最初に若い時の写真がセピア色になって展示されているが、これがまさに好み。構図と言うか撮った対象というかまさにツボ。さらに実験的な作品で、これがまたすごい。ジャコメッリのように中間を飛ばした白と黒の二諧調で作られたものが多い。特に好きなのは、絞りを開放しにして逆光でピントを外した(と思う)何点かの作品。
続いて「ジプシー」が圧倒的な枚数とサイズで展示されている。小さな写真集で見ていたのとは違うものだ。ロマ(ジプシー)の生活や内面まで入り込んで撮られた作品で見ていて飽きない重さがある。続いて演劇の写真で「Exiles」と続く。ただ、個人的な好みでは前からそうだが、「Exiles」が一番好きだ。

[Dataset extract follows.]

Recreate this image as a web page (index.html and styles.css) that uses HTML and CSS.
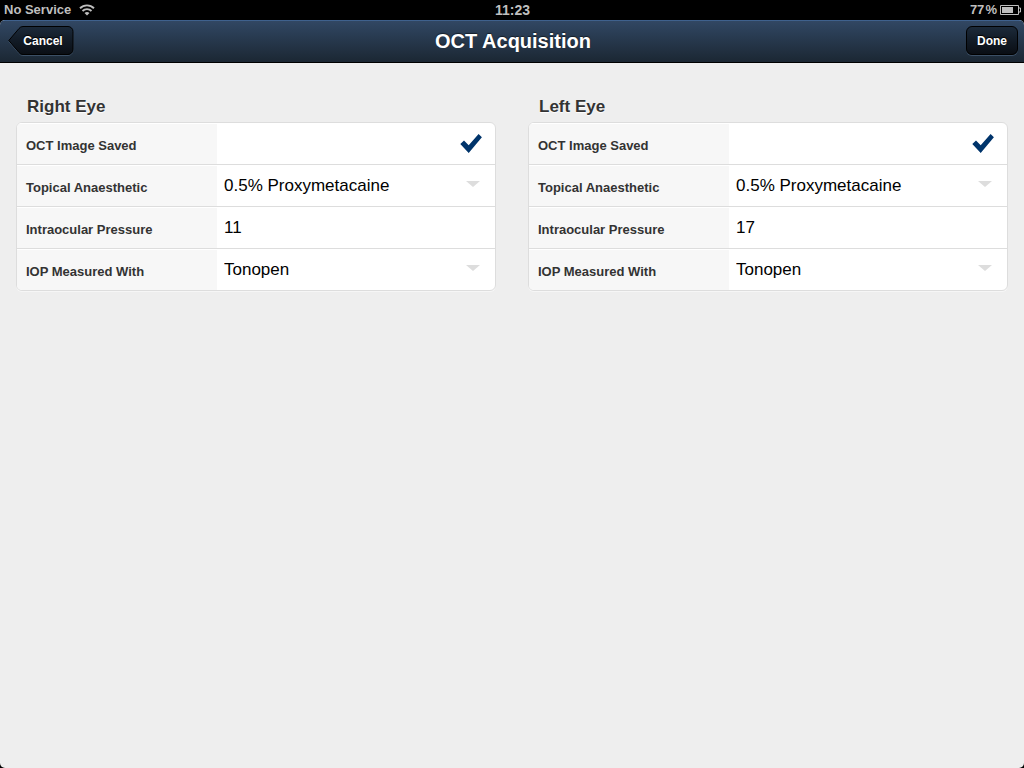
FILE: index.html
```html
<!DOCTYPE html>
<html lang="en">
<head>
<meta charset="utf-8">
<meta name="viewport" content="width=device-width, initial-scale=1">
<title>OCT Acquisition</title>
<link rel="stylesheet" href="styles.css">
</head>
<body>
<div class="status">
  <div class="status-left">
    <span>No Service</span>
    <svg class="wifi" viewBox="0 0 16 12" aria-hidden="true">
      <path d="M1 4.2a10 10 0 0 1 14 0M3.5 7a6.4 6.4 0 0 1 9 0" fill="none" stroke="currentColor" stroke-width="1.9"/>
      <path d="M5.5 9.1a3.6 3.6 0 0 1 5 0L8 11.6z" fill="currentColor"/>
    </svg>
  </div>
  <span class="clock">11:23</span>
  <div class="status-right">
    <span>77&#8202;%</span>
    <svg class="battery" viewBox="0 0 21 10" aria-hidden="true">
      <path d="M.5.5h18v9H.5zM18.500 3h2v4h-2" fill="none" stroke="currentColor"/>
      <path d="M2 2h11v6H2z" fill="currentColor"/>
    </svg>
  </div>
</div>
<div class="screen">
  <header class="toolbar">
    <button class="back" type="button">
      <svg class="back-shape" viewBox="0 0 66 30" aria-hidden="true">
        <defs>
          <linearGradient id="dark" x1="0" y1="0" x2="0" y2="1">
            <stop offset="0" stop-color="#1c2a3a"/><stop offset=".5" stop-color="#121b26"/><stop offset="1" stop-color="#0a0e14"/>
          </linearGradient>
        </defs>
        <path d="M15 1.500H60a5 5 0 0 1 5 5V24.500a5 5 0 0 1-5 5H15Q12.500 29.500 11 27.500L.8 15.500 11 3.500Q12.500 1.500 15 1.500Z" fill="none" stroke="#3b4f65"/>
        <path d="M15 .5H60a5 5 0 0 1 5 5V23.500a5 5 0 0 1-5 5H15Q12.500 28.500 11 26.500L.8 14.500 11 2.500Q12.500 .5 15 .5Z" fill="url(#dark)" stroke="#000"/>
      </svg>
      <span class="back-text">Cancel</span>
    </button>
    <h1 class="title">OCT Acquisition</h1>
    <button class="done" type="button">Done</button>
  </header>
  <main class="eyes">
    <section class="eye">
      <h2 class="eye-title">Right Eye</h2>
      <form class="fields">
        <div class="field">
          <label class="name" for="r-saved">OCT Image Saved</label>
          <div class="value tick">
            <input class="box" id="r-saved" type="checkbox" checked>
            <svg class="mark" viewBox="0 0 22 19" aria-hidden="true"><path d="M.3 10 4 6.500 8.700 11.200 18.600.1 21.900 3.300 8.700 19Z"/></svg>
          </div>
        </div>
        <div class="field">
          <label class="name" for="r-drug">Topical Anaesthetic</label>
          <div class="value drop">
            <select class="input" id="r-drug"><option>0.5% Proxymetacaine</option></select>
          </div>
        </div>
        <div class="field">
          <label class="name" for="r-iop">Intraocular Pressure</label>
          <div class="value"><input class="input" id="r-iop" type="text" inputmode="numeric" value="11"></div>
        </div>
        <div class="field">
          <label class="name" for="r-with">IOP Measured With</label>
          <div class="value drop">
            <select class="input" id="r-with"><option>Tonopen</option></select>
          </div>
        </div>
      </form>
    </section>
    <section class="eye">
      <h2 class="eye-title">Left Eye</h2>
      <form class="fields">
        <div class="field">
          <label class="name" for="l-saved">OCT Image Saved</label>
          <div class="value tick">
            <input class="box" id="l-saved" type="checkbox" checked>
            <svg class="mark" viewBox="0 0 22 19" aria-hidden="true"><path d="M.3 10 4 6.500 8.700 11.200 18.600.1 21.900 3.300 8.700 19Z"/></svg>
          </div>
        </div>
        <div class="field">
          <label class="name" for="l-drug">Topical Anaesthetic</label>
          <div class="value drop">
            <select class="input" id="l-drug"><option>0.5% Proxymetacaine</option></select>
          </div>
        </div>
        <div class="field">
          <label class="name" for="l-iop">Intraocular Pressure</label>
          <div class="value"><input class="input" id="l-iop" type="text" inputmode="numeric" value="17"></div>
        </div>
        <div class="field">
          <label class="name" for="l-with">IOP Measured With</label>
          <div class="value drop">
            <select class="input" id="l-with"><option>Tonopen</option></select>
          </div>
        </div>
      </form>
    </section>
  </main>
</div>
</body>
</html>
```
FILE: styles.css
```css
* { box-sizing: border-box; }

body {
  margin: 0;
  min-height: 100vh;
  display: flex;
  flex-direction: column;
  background: #000;
  font-family: "Liberation Sans", Arial, sans-serif;
  color: #333;
}

.status {
  display: grid;
  grid-template-columns: 1fr auto 1fr;
  height: 20px;
  padding: 0 3px 0 4px;
  color: #bfbfbf;
  font-size: 13px;
  font-weight: bold;
  line-height: 20px;
}
.status-left,
.status-right { display: flex; align-items: center; gap: 8px; }
.status-right { justify-content: flex-end; gap: 3px; }
.clock { font-size: 14px; }
.wifi { width: 16px; height: 12px; }
.battery { width: 21px; height: 10px; }

.screen {
  flex: 1;
  overflow: hidden;
  border-radius: 5px;
  background: #eee;
}

.toolbar {
  display: grid;
  grid-template-columns: 1fr auto 1fr;
  align-items: center;
  height: 43px;
  padding: 0 6px 2px 8px;
  background: linear-gradient(#314763, #1b2733);
  border-top: 1px solid #3f618d;
  border-bottom: 1px solid #000;
}
.title {
  margin: 0;
  color: #fff;
  font-size: 20px;
  line-height: 24px;
  text-shadow: 0 -1px 1px rgba(0, 0, 0, .5);
}
.back,
.done {
  height: 30px;
  border: 0;
  color: #fff;
  font: bold 12px/28px "Liberation Sans", Arial, sans-serif;
  text-shadow: 0 -1px 1px #000;
}
.back {
  display: grid;
  justify-self: start;
  width: 66px;
  padding: 0;
  background: none;
}
.back-shape,
.back-text { grid-area: 1 / 1; }
.back-shape { width: 66px; height: 30px; }
.back-text { padding-left: 4px; line-height: 30px; }
.done {
  justify-self: end;
  height: 29px;
  padding: 0 10px;
  border: 1px solid #000;
  border-radius: 6px;
  background: linear-gradient(#1c2a3a, #121b26 50%, #0a0e14);
  box-shadow: 0 1px 0 #3b4f65;
}

.eyes {
  display: grid;
  grid-template-columns: 1fr 1fr;
  gap: 32px;
  padding: 33px 16px;
}
.eye-title {
  margin: 0 0 4px 11px;
  font-size: 17px;
  line-height: 22px;
  text-shadow: 0 1px 1px #fff;
}
.fields {
  overflow: hidden;
  border: 1px solid #ddd;
  border-radius: 6px;
  background: #fff;
  box-shadow: 0 1px 0 #f6f6f6;
}
.field {
  display: grid;
  grid-template-columns: 200px 1fr;
  min-height: 42px;
  border-bottom: 1px solid #ddd;
}
.field:last-child { min-height: 41px; border-bottom: 0; }
.name {
  padding: 14px 9px 9px;
  border-top: 1px solid #fff;
  background: #f7f7f7;
  font-size: 13px;
  font-weight: bold;
  line-height: 16px;
}
.value { display: grid; align-items: center; }
.input {
  grid-area: 1 / 1;
  width: 100%;
  height: 41px;
  padding: 0 36px 0 7px;
  border: 0;
  background: none;
  color: #000;
  font: 17px/20px "Liberation Sans", Arial, sans-serif;
  appearance: none;
}
.drop::after {
  content: "";
  grid-area: 1 / 1;
  justify-self: end;
  margin: 0 15px 3px 0;
  border: 7px solid transparent;
  border-top: 6px solid #ddd;
  border-bottom: 0;
  pointer-events: none;
}
.box {
  grid-area: 1 / 1;
  width: 100%;
  height: 100%;
  margin: 0;
  appearance: none;
}
.mark {
  grid-area: 1 / 1;
  justify-self: end;
  width: 22px;
  height: 19px;
  margin-right: 13px;
  fill: #00346b;
  visibility: hidden;
  pointer-events: none;
}
.box:checked + .mark { visibility: visible; }
```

「ジプシー」や「侵攻」はジャーナリスティックで興味深いのだが、作品としては「Exiles」がより深い意味が感じられる。特に撮られた時期が、ソ連を中心とするワルシャワ条約軍がプラハの春を戦車で押しつぶして、クーデルカは「侵攻」を匿名で発表した後、西側に亡命して無国籍者としてヨーロッパの国々の写真を撮って歩いたということを知っているので、その一枚一枚に家族を祖国に残して亡命した無国籍者としての彼の思いが写っているようにも見えるのだ。
最近のシリーズという「カオス」は初めて見たが、すべてパノラマ写真ということで、写真の濃度や粒状感などまったくクーデルカ調だ。写真としては撮った被写体の迫力やサイズも含めて圧倒的な存在感があるのだが、横長のイメージになじめずにパノラマでなければと思いながら見ていた。それぞれとても好きなのだが、アスペクト比だけが最後まで違和感を感じてしまった。これも自分の偏狭な固定観念のためだと思うが、楽しめないのは仕方ない。
常設展にも写真が展示されていて、森山大道やベッヒャーを見て、クーデルカ展の図録を買ってかえってきた。これがなかなか良くて帰ってからもずっと見ていた。閉館で外に出るとと冬の陽はすっかり落ちて暗くなっていた。